Fink described the financial situation as the “price of easy money” and said in an annual letter that he expected more US Federal Reserve interest rate increases.

He said that after the regional banking crisis “liquidity mismatches” could follow because low rates have driven some asset owners to raise their exposure to higher-yielding investments that are not easy to sell.

“It’s too early to know how widespread the damage is,” Fink wrote, adding: “The regulatory response has so far been swift, and decisive actions have helped stave off contagion risks. But markets remain on edge.”

Rapid rises in interest rates have made it harder for some businesses to pay back or service loans, increasing the chances of losses for lenders who are also worried about a recession.

However, ECB policymakers are still leaning towards a half-percentage-point rate hike on Thursday, a source told Reuters, as they expect inflation will remain high.

Investors had begun to doubt the ECB’s commitment to another big rate hike as SVB’s collapse rattled markets.

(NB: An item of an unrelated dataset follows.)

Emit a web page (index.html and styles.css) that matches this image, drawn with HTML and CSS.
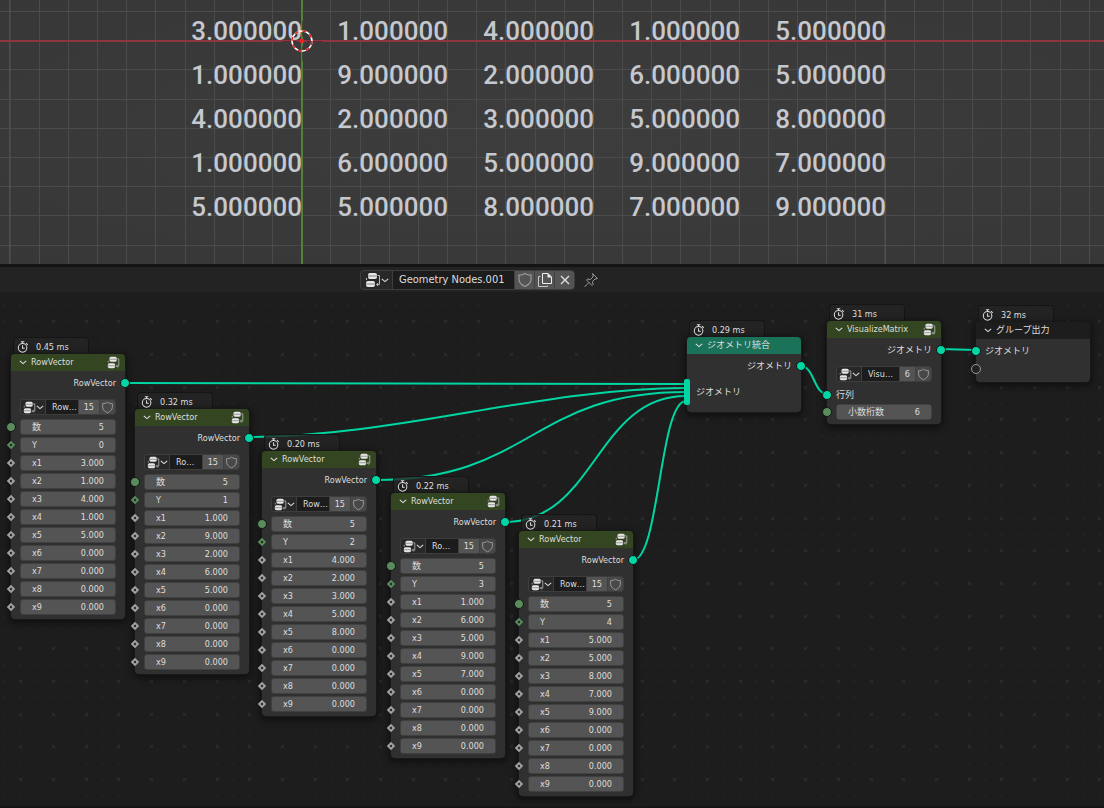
FILE: index.html
```
<!DOCTYPE html>
<html lang="ja">
<head>
    <meta charset="UTF-8">
    <title>Geometry Nodes</title>
    <link rel="stylesheet" href="styles.css">
</head>

<body>
    <svg class="symbols" aria-hidden="true">
        <symbol id="icon-tree" viewBox="0 0 16 16">
            <rect x="3" y="1" width="9" height="6" rx="2" fill="#e6e6e6"/>
            <rect x="1" y="9" width="9" height="6" rx="2" fill="#e6e6e6"/>
            <path d="M3 4h9M1 12h9" stroke="#6a6a6a" stroke-width="0.800" fill="none"/>
            <path d="M12.500 3.500h2v9h-3M13.200 10.800l-1.700 1.700 1.700 1.700M1.500 8V6" stroke="#b8b8b8" fill="none"/>
        </symbol>
        <symbol id="icon-chevron" viewBox="0 0 10 10">
            <path d="M1 3.500L5 7l4-3.500" stroke="currentColor" stroke-width="1.300" fill="none"/>
        </symbol>
        <symbol id="icon-shield" viewBox="0 0 16 16">
            <path d="M8 1.500C6 3 4 3.200 2 3.200V7.500c0 3.500 3 5.500 6 7 3-1.500 6-3.500 6-7V3.200C12 3.200 10 3 8 1.500z" stroke="currentColor" stroke-width="1.200" fill="none"/>
        </symbol>
        <symbol id="icon-copy" viewBox="0 0 16 16">
            <path d="M5.500 1.500h5.500l3.500 3.500v6.500h-9z" stroke="#eeeeee" fill="none"/>
            <path d="M10.500 1l4.500 4.500h-4.500z" fill="#eeeeee"/>
            <path d="M3.500 4.500h-2v10h9v-1" stroke="#c8c8c8" fill="none"/>
        </symbol>
        <symbol id="icon-close" viewBox="0 0 16 16">
            <path d="M4 4l8 8M12 4l-8 8" stroke="#e6e6e6" stroke-width="1.200" fill="none"/>
        </symbol>
        <symbol id="icon-pin" viewBox="0 0 16 16">
            <path d="M9.500 1.500l5 5-1.500.500-1 0-2.500 2.500.500 3-1 1L3.500 8l1-1 3 .500L10 5V3zM6 10.500l-4.500 4.500" stroke="#9a9a9a" fill="none"/>
        </symbol>
        <symbol id="icon-timer" viewBox="0 0 14 14">
            <circle cx="6.500" cy="8" r="5" stroke="#dddddd" stroke-width="1.200" fill="none"/>
            <path d="M4.500 1h4M6.500 1v2M10.500 2.500l2 2M6.500 5v3.500h2.500" stroke="#dddddd" stroke-width="1.200" fill="none"/>
        </symbol>
    </svg>

    <section class="viewport">
        <svg class="viewport-grid">
            <path id="floor" stroke="#4b4b4b"/>
            <path d="M10 0V264M593.500 0V264M885 0V264" stroke="#555555"/>
            <rect y="40" width="100%" height="2" fill="#8f3540"/>
            <rect x="301" width="2" height="100%" fill="#54803a"/>
        </svg>
        <table class="matrix">
            <tr><td>3.000000</td><td>1.000000</td><td>4.000000</td><td>1.000000</td><td>5.000000</td></tr>
            <tr><td>1.000000</td><td>9.000000</td><td>2.000000</td><td>6.000000</td><td>5.000000</td></tr>
            <tr><td>4.000000</td><td>2.000000</td><td>3.000000</td><td>5.000000</td><td>8.000000</td></tr>
            <tr><td>1.000000</td><td>6.000000</td><td>5.000000</td><td>9.000000</td><td>7.000000</td></tr>
            <tr><td>5.000000</td><td>5.000000</td><td>8.000000</td><td>7.000000</td><td>9.000000</td></tr>
        </table>
        <svg class="cursor" viewBox="0 0 40 40">
            <path d="M0 20.500h15M25 20.500h15M20.500 0v15M20.500 25v15" stroke="#222222" opacity="0.500"/>
            <circle cx="20" cy="20" r="10" fill="none" stroke="#ffffff" stroke-width="1.500"/>
            <circle cx="20" cy="20" r="10" fill="none" stroke="#e02020" stroke-width="1.500" stroke-dasharray="3.930"/>
            <rect x="18" y="18" width="4" height="4" fill="#f02020"/>
        </svg>
    </section>

    <header class="toolbar">
        <div class="picker picker-large">
            <button class="pick" aria-label="Browse node trees"><svg class="icon"><use href="#icon-tree"/></svg><svg class="chevron"><use href="#icon-chevron"/></svg></button>
            <input class="name" aria-label="Node tree name" value="Geometry Nodes.001">
            <button class="cell" aria-label="Fake user"><svg class="icon muted"><use href="#icon-shield"/></svg></button>
            <button class="cell" aria-label="New node tree"><svg class="icon"><use href="#icon-copy"/></svg></button>
            <button class="cell" aria-label="Unlink"><svg class="icon"><use href="#icon-close"/></svg></button>
        </div>
        <button class="pin" aria-label="Pin"><svg class="icon"><use href="#icon-pin"/></svg></button>
    </header>

    <main class="editor">
        <svg class="backdrop">
            <path id="dots-minor" fill="#202020"/>
            <path id="dots" fill="#292929"/>
            <g id="links"></g>
        </svg>
        <div id="nodes"></div>
    </main>

    <script src="script.js"></script>
</body>
</html>
```

FILE: styles.css
```
* {
    box-sizing: border-box;
}
body {
    margin: 0;
    min-height: 100vh;
    display: flex;
    flex-direction: column;
    background-color: #1d1d1d;
    color: #dedede;
    font-family: "DejaVu Sans Condensed", "DejaVu Sans", "Noto Sans CJK JP", sans-serif;
    font-stretch: condensed;
    font-size: 9px;
    line-height: 12px;
}
button, input {
    font: inherit;
    color: inherit;
    margin: 0;
    padding: 0;
    border: none;
    border-radius: 0;
    background: none;
    min-width: 0;
}
button {
    cursor: pointer;
}
.symbols {
    display: none;
}

/* 3D viewport */
.viewport {
    position: relative;
    overflow: hidden;
    padding: 9px 0 35px 156px;
    background: radial-gradient(ellipse at center, #3d3d3d, #373737);
}
.viewport-grid {
    position: absolute;
    left: 0;
    top: 0;
    width: 100%;
    height: 100%;
}
.matrix {
    position: relative;
    border-collapse: collapse;
    table-layout: fixed;
    width: 730px;
    color: #c5c8ce;
    font-family: Roboto, sans-serif;
    font-stretch: normal;
    font-weight: 500;
    font-size: 26px;
    line-height: 44px;
}
.matrix td {
    height: 44px;
    padding: 0;
    text-align: right;
}
.cursor {
    position: absolute;
    left: 282px;
    top: 21px;
    width: 40px;
    height: 40px;
}

/* node editor header */
.toolbar {
    display: flex;
    align-items: center;
    gap: 8px;
    height: 28px;
    padding-left: 360px;
    border-top: 3px solid #141414;
    background-color: #232323;
    font-size: 11px;
}
.picker {
    display: flex;
    height: 16px;
    border: 1px solid #3d3d3d;
    border-radius: 3px;
    background-color: #282828;
    overflow: hidden;
}
.picker .pick {
    display: flex;
    align-items: center;
    justify-content: center;
    width: 24px;
    flex: none;
}
.picker .name {
    flex: 1;
    width: 0;
    padding-left: 6px;
    border-left: 1px solid #3d3d3d;
    background-color: #1c1c1c;
}
.picker .cell {
    display: flex;
    align-items: center;
    justify-content: center;
    padding: 0 5px;
    border-left: 1px solid #404040;
    background-color: #545454;
}
.picker .shield {
    width: 16px;
    padding: 0;
    background-color: #484848;
}
.icon {
    width: 13px;
    height: 13px;
    flex: none;
}
.muted {
    color: #9a9a9a;
}
.chevron {
    width: 8px;
    height: 8px;
    flex: none;
}
.picker-large {
    width: 215px;
    height: 20px;
    border-radius: 4px;
}
.picker-large .pick {
    width: 31px;
}
.picker-large .cell {
    width: 20px;
    padding: 0;
}
.toolbar .icon {
    width: 16px;
    height: 16px;
}
.pin {
    display: flex;
}

/* node canvas */
.editor {
    position: relative;
    flex: 1;
    min-height: 516px;
    overflow: hidden;
    border-bottom: 2px solid #161616;
}
.backdrop {
    position: absolute;
    left: 0;
    top: 0;
    width: 100%;
    height: 100%;
}
#links path {
    fill: none;
    stroke: #00d6a3;
    stroke-width: 2;
}
.node {
    position: absolute;
    width: 114px;
}
.timing {
    display: flex;
    align-items: center;
    gap: 7px;
    width: 76px;
    height: 17px;
    margin-left: 2px;
    padding: 2px 0 0 3px;
    border: 1px solid #151515;
    border-bottom: none;
    border-radius: 4px 4px 0 0;
    background-color: rgba(37, 37, 37, 0.8);
}
.timing svg {
    width: 12px;
    height: 12px;
}
.box {
    border-radius: 4px;
    background-color: #303030;
    box-shadow: 0 0 0 1px #181818, 0 2px 7px 2px rgba(0, 0, 0, 0.5);
}
.title {
    display: flex;
    align-items: center;
    gap: 4px;
    height: 17px;
    padding: 0 5px 1px 8px;
    border-radius: 4px 4px 0 0;
    background-color: #344621;
}
.title.join {
    background-color: #1a7259;
}
.title.output {
    background-color: #1d1d1d;
}
.title .icon {
    margin-left: auto;
}
.body {
    padding: 0 9px 4px;
}
.title.output + .body {
    padding-top: 3px;
}
.line {
    position: relative;
    display: flex;
    align-items: center;
    height: 24px;
}
.line.out {
    justify-content: flex-end;
}
.line.tall {
    height: 28px;
    margin-bottom: 2px;
}
.line.short {
    height: 18px;
}
.node .picker {
    margin: 4px 0;
}
.fields {
    display: grid;
    gap: 2px;
}
.field {
    position: relative;
    display: flex;
    align-items: center;
    height: 16px;
    padding: 0 11px;
    border: 1px solid #404040;
    border-radius: 3px;
    background-color: #545454;
}
.field label {
    flex: none;
}
.field input {
    flex: 1;
    width: 0;
    text-align: right;
}

/* sockets sit on the node edges */
.socket {
    position: absolute;
    left: -14px;
    top: 50%;
    width: 10px;
    height: 10px;
    margin-top: -5px;
    border-radius: 50%;
    border: 1px solid #141414;
    background-color: #598c5c;
}
.field .socket {
    left: -15px;
}
.socket.geometry {
    background-color: #00d6a3;
}
.out .socket {
    left: auto;
    right: -14px;
}
.socket.empty {
    border: 1px solid #9a9a9a;
    background-color: #222222;
}
.socket.multi {
    left: -12px;
    width: 6px;
    height: 26px;
    margin-top: -13px;
    border: none;
    border-radius: 2px;
}
.socket.diamond {
    width: 6px;
    height: 6px;
    margin: -3px 0 0 2px;
    border: 2px solid #a1a1a1;
    border-radius: 0;
    background-color: #1d1d1d;
    transform: rotate(45deg);
}
.socket.diamond.integer {
    border-color: #598c5c;
}
```

FILE: script.js
```
// positions are relative to the editor canvas
const rowVectors = [
    { x: 11, y: 45, time: '0.45', name: 'Row…', values: [5, 0, 3, 1, 4, 1, 5] },
    { x: 135, y: 100, time: '0.32', name: 'Ro…', values: [5, 1, 1, 9, 2, 6, 5] },
    { x: 262, y: 142, time: '0.20', name: 'Row…', values: [5, 2, 4, 2, 3, 5, 8] },
    { x: 391, y: 184, time: '0.22', name: 'Ro…', values: [5, 3, 1, 6, 5, 9, 7] },
    { x: 519, y: 222, time: '0.21', name: 'Row…', values: [5, 4, 5, 5, 8, 7, 9] }
];

const links = [
    [125, 91, 686, 92],
    [249, 145, 686, 96],
    [376, 188, 686, 100],
    [505, 230, 686, 104],
    [633, 268, 686, 109],
    [801, 74, 827, 102],
    [941, 57, 976, 58]
];

function icon(name, cls) {
    return `<svg class="${cls}"><use href="#icon-${name}"/></svg>`;
}

function node(x, y, time, title, type, body) {
    return `<article class="node" style="left:${x}px;top:${y}px">
        <div class="timing">${icon('timer', 'timer')}<span>${time} ms</span></div>
        <div class="box">
            <div class="title ${type}">${icon('chevron', 'chevron')}<span>${title}</span>${type === 'group' ? icon('tree', 'icon') : ''}</div>
            <div class="body">${body}</div>
        </div>
    </article>`;
}

function output(label) {
    return `<div class="line out">${label}<i class="socket geometry"></i></div>`;
}

function picker(name, users) {
    return `<div class="picker">
        <button class="pick" aria-label="Browse">${icon('tree', 'icon')}${icon('chevron', 'chevron')}</button>
        <input class="name" aria-label="Group name" value="${name}">
        <button class="cell">${users}</button>
        <button class="cell shield" aria-label="Fake user">${icon('shield', 'icon muted')}</button>
    </div>`;
}

function field(id, label, value, socket) {
    return `<div class="field"><i class="socket ${socket}"></i><label for="${id}">${label}</label><input id="${id}" value="${value}"></div>`;
}

let html = '';
rowVectors.forEach((n, i) => {
    let fields = field(`n${i}-count`, '数', n.values[0], '') + field(`n${i}-y`, 'Y', n.values[1], 'diamond integer');
    for (let k = 1; k <= 9; k++) {
        fields += field(`n${i}-x${k}`, 'x' + k, (n.values[k + 1] || 0).toFixed(3), 'diamond');
    }
    html += node(n.x, n.y, n.time, 'RowVector', 'group',
        output('RowVector') + picker(n.name, 15) + `<div class="fields">${fields}</div>`);
});

html += node(687, 28, '0.29', 'ジオメトリ統合', 'join',
    output('ジオメトリ') + '<div class="line tall"><i class="socket geometry multi"></i>ジオメトリ</div>');

html += node(827, 12, '31', 'VisualizeMatrix', 'group',
    output('ジオメトリ') + picker('Visu…', 6) +
    '<div class="line short"><i class="socket geometry"></i>行列</div>' +
    field('digits', '小数桁数', 6, ''));

html += node(976, 13, '32', 'グループ出力', 'output',
    '<div class="line short"><i class="socket geometry"></i>ジオメトリ</div>' +
    '<div class="line short"><i class="socket empty"></i></div>');

document.getElementById('nodes').innerHTML = html;

// flat links get shorter handles
document.getElementById('links').innerHTML = links.map(([x1, y1, x2, y2]) => {
    const dx = x2 - x1;
    const slope = Math.abs((y2 - y1) / dx);
    const handle = dx / 2 * Math.min(1, slope * 6);
    return `<path d="M${x1} ${y1}C${x1 + handle} ${y1} ${x2 - handle} ${y2} ${x2} ${y2}"/>`;
}).join('');

// floor grid, counted out from the world origin
let floor = '';
for (let i = -11; i < 80; i++) {
    floor += `M${Math.floor(301.7 + i * 29.17) + 0.5} 0v264`;
}
for (let i = -1; i < 8; i++) {
    floor += `M0 ${Math.floor(40.7 + i * 29.2) + 0.5}h2600`;
}
document.getElementById('floor').setAttribute('d', floor);

// backdrop dots, every second one brighter
let dots = '';
let minor = '';
for (let r = 0; r < 60; r++) {
    for (let c = 0; c < 120; c++) {
        const dot = `M${Math.round(3 + c * 16.35)} ${Math.round(12 + r * 16.35)}h3v3h-3z`;
        if (r % 2 && c % 2) {
            dots += dot;
        } else {
            minor += dot;
        }
    }
}
document.getElementById('dots').setAttribute('d', dots);
document.getElementById('dots-minor').setAttribute('d', minor);
```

But the source said the central bank was unlikely to diverge from its plan to raise rates by 50 basis points on Thursday because doing so would damage its credibility.

Ralph Hamers, CEO of UBS.

Unease sparked by SVB’s demise has prompted depositors to seek out new homes for their cash.

Ralph Hamers, CEO of Credit Suisse rival UBS said market turmoil has steered more money its way.

“In the last couple of days as you might expect we’ve seen inflows,” Hamers said. “It is clearly a flight to safety from that perspective, but I think three days don’t make a trend.”

Deutsche Bank CEO Christian Sewing.

Deutsche Bank CEO Christian Sewing said that the German lender has also seen incoming deposits.


In the United States, the focus is shifting to the possibility of tougher rules for banks, particularly mid-tier ones like SVB and New York-based Signature Bank, whose collapses triggered the market tumult.

Moody’s Investors Service on Tuesday revised its outlook on the US banking system to “negative” from “stable”, citing heightened risks for the sector.

SVB’s shutdown prompted assurances from President Joe Biden that the US financial system is safe, alongside emergency steps giving banks access to more funding.

The Tokyo Stock Exchange banks index jumped more than four per cent on Wednesday, after three straight days of selling.

Investors had been particularly concerned about the huge bond holdings of Japan’s lenders, but Japanese finance minister Shunichi Suzuki said differences in the structure of deposits, meant local banks would not face incidents similar to SVB.